O povo não toma melhores nem piores decisões, se tiver de consumir cultura sozinho, do que toma quando compra alimentação, telemóveis, automóveis, férias e uma série de outras coisas em que o estado não se mete (e, por vezes, até um nível de complexidade igualmente elevado). A pessoa pesquisa, informa-se e toma a sua decisão. Muitas vezes "errada", claro.
Achar que tem de ser o estado a escolher cultura pelo povo, para este não escolher "mal", é como se lhe tirássemos dinheiro todos os meses, via impostos, para ter as férias "correctas" ou a alimentação "correcta", subsidiadas pelo estado.
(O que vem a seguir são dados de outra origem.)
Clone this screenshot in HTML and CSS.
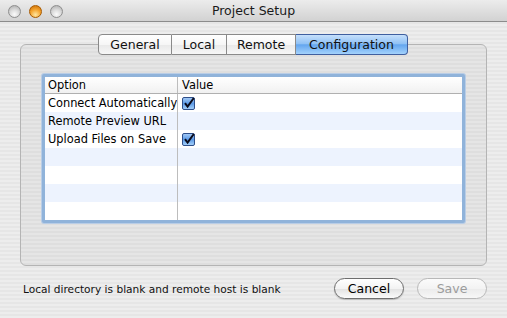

Penso que não percebeste o meu comentário. Vocês adoram extrapolar os termos "coerção" e "subsídio", mas o próprio povo vota em programas eleitorais, e nesses programas está lá escrito que a cultura, e outras coisas, são sustentadas por um certo grau de carga fiscal. Todos sabemos que nem tudo o que lá está escrito é cumprido, mas a ideia geral do que deve ser financiado pelo Estado e o que não deve, segundo um certo partido, está lá escrito e é cumprido em geral. Se o povo se sentisse roubado pelo Estado em relação aos gastos na cultura, já tinha surgido e vencido um partido que defendesse o corte dos impostos e consequente corte no apoio à cultura. Ou aqui a lógica do mercado já não se aplica? As pessoas em geral têm noção que não têm os conhecimentos suficientes do assunto e preferem pagar uns euros de impostos para o que Estado lhes garanta uma oferta diversificada, dentro da qual eles possam depois escolher com verdadeira liberdade e não condicionados aos gostos da maioria. E quando escolhem, em geral pagam por essa escolha também, a cultura não é gratuita ao público em Portugal. O Estado garante uma oferta, a procura é originada pelo mercado (pessoas livres de escolha). E a verdade é que a maioria dos eleitores vota em partidos que defendem cultura em certo modo apoiada pelo Estado, pelos seus impostos, provavelmente porque sabem que a minúscula parte dos seus impostos que vai para a cultura é justificada pelos ganhos proporcionados a nível de sanidade social. Senão, visto que o mercado é perfeito, já tinha surgido a oferta a nível partidário que preenchesse a lacuna que a maioria quer: um partido que não defenda o apoio público à cultura. E quem fala em cultura, fala em muitas coisas coisas que vocês, neo-liberais, defendem.